**AIM**
Without including the pictures, copy out every line below.

**MATERIALS PROVIDED**
+-------+

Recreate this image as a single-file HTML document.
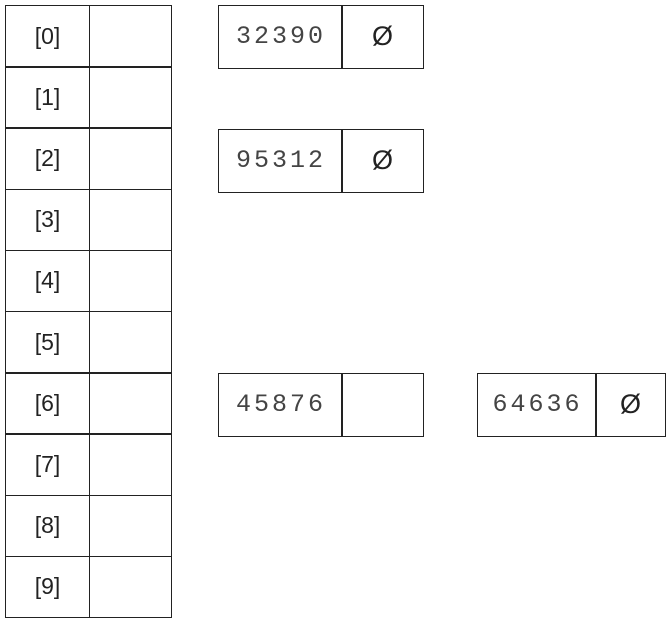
<!DOCTYPE html>
<html><head><style>
body{margin:0;width:670px;height:618px;background:#fff;position:relative;overflow:hidden}
.b{position:absolute;border:1.5px solid #222;box-sizing:border-box}
.t{position:absolute;display:flex;align-items:center;justify-content:center;color:#222}
.idx{font-family:"Liberation Sans",sans-serif;font-size:23px}
.num{font-family:"Liberation Mono",monospace;font-size:25px;color:#444;letter-spacing:3px;padding-left:3px;box-sizing:border-box}
.nul{font-family:"Liberation Sans",sans-serif;font-size:27px}
</style></head><body>
<div id="tbl"></div>
<script>
let h='';
for(let i=0;i<10;i++){
 const y=5+i*61.2;
 h+=`<div class="b" style="left:5px;top:${y}px;width:85px;height:62.7px"></div>`;
 h+=`<div class="b" style="left:88.5px;top:${y}px;width:83px;height:62.7px"></div>`;
 h+=`<div class="t idx" style="left:5px;top:${y}px;width:85px;height:62px">[${i}]</div>`;
}
function box(x,y,w1,w2,n,nul){
 h+=`<div class="b" style="left:${x}px;top:${y}px;width:${w1+1.5}px;height:64px"></div>`;
 h+=`<div class="b" style="left:${x+w1}px;top:${y}px;width:${w2}px;height:64px"></div>`;
 h+=`<div class="t num" style="left:${x}px;top:${y}px;width:${w1}px;height:62px">${n}</div>`;
 if(nul)h+=`<div class="t nul" style="left:${x+w1}px;top:${y}px;width:${w2}px;height:62px">Ø</div>`;
}
box(218,5,123,83,'32390',1);
box(218,129,123,83,'95312',1);
box(218,373,123,83,'45876',0);
box(477,373,118,71,'64636',1);
document.getElementById('tbl').innerHTML=h;
</script>
</body></html>
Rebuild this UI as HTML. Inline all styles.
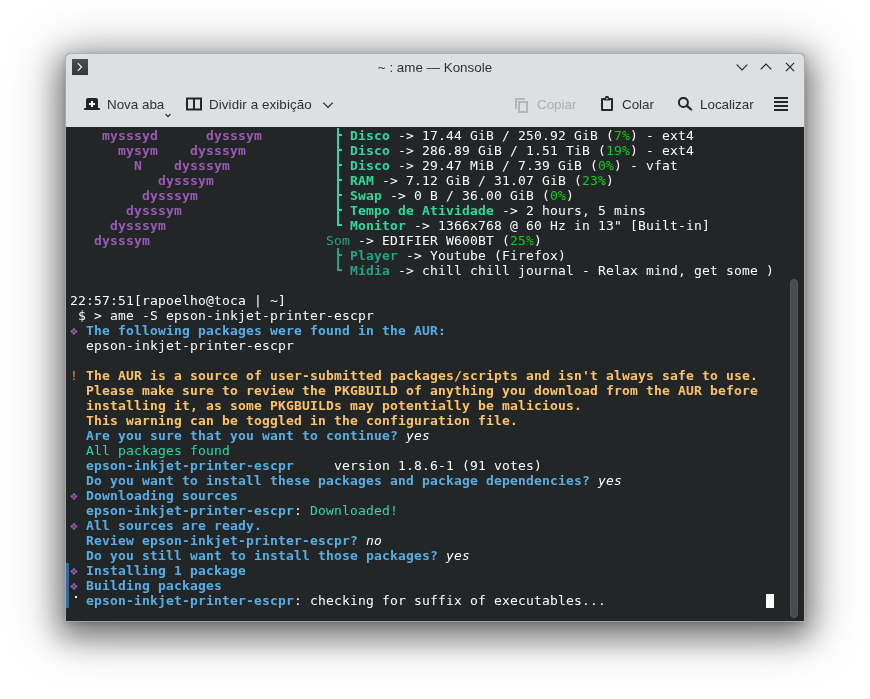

+-------+

**WRITTEN ANSWER**
Recreate this image as a single-file HTML document.
<!DOCTYPE html>
<html><head><style>
body{margin:0;width:670px;height:618px;background:#fff;position:relative;overflow:hidden}
.b{position:absolute;border:1.5px solid #222;box-sizing:border-box}
.t{position:absolute;display:flex;align-items:center;justify-content:center;color:#222}
.idx{font-family:"Liberation Sans",sans-serif;font-size:23px}
.num{font-family:"Liberation Mono",monospace;font-size:25px;color:#444;letter-spacing:3px;padding-left:3px;box-sizing:border-box}
.nul{font-family:"Liberation Sans",sans-serif;font-size:27px}
</style></head><body>
<div id="tbl"></div>
<script>
let h='';
for(let i=0;i<10;i++){
 const y=5+i*61.2;
 h+=`<div class="b" style="left:5px;top:${y}px;width:85px;height:62.7px"></div>`;
 h+=`<div class="b" style="left:88.5px;top:${y}px;width:83px;height:62.7px"></div>`;
 h+=`<div class="t idx" style="left:5px;top:${y}px;width:85px;height:62px">[${i}]</div>`;
}
function box(x,y,w1,w2,n,nul){
 h+=`<div class="b" style="left:${x}px;top:${y}px;width:${w1+1.5}px;height:64px"></div>`;
 h+=`<div class="b" style="left:${x+w1}px;top:${y}px;width:${w2}px;height:64px"></div>`;
 h+=`<div class="t num" style="left:${x}px;top:${y}px;width:${w1}px;height:62px">${n}</div>`;
 if(nul)h+=`<div class="t nul" style="left:${x+w1}px;top:${y}px;width:${w2}px;height:62px">Ø</div>`;
}
box(218,5,123,83,'32390',1);
box(218,129,123,83,'95312',1);
box(218,373,123,83,'45876',0);
box(477,373,118,71,'64636',1);
document.getElementById('tbl').innerHTML=h;
</script>
</body></html>
Rebuild this UI as HTML. Inline all styles.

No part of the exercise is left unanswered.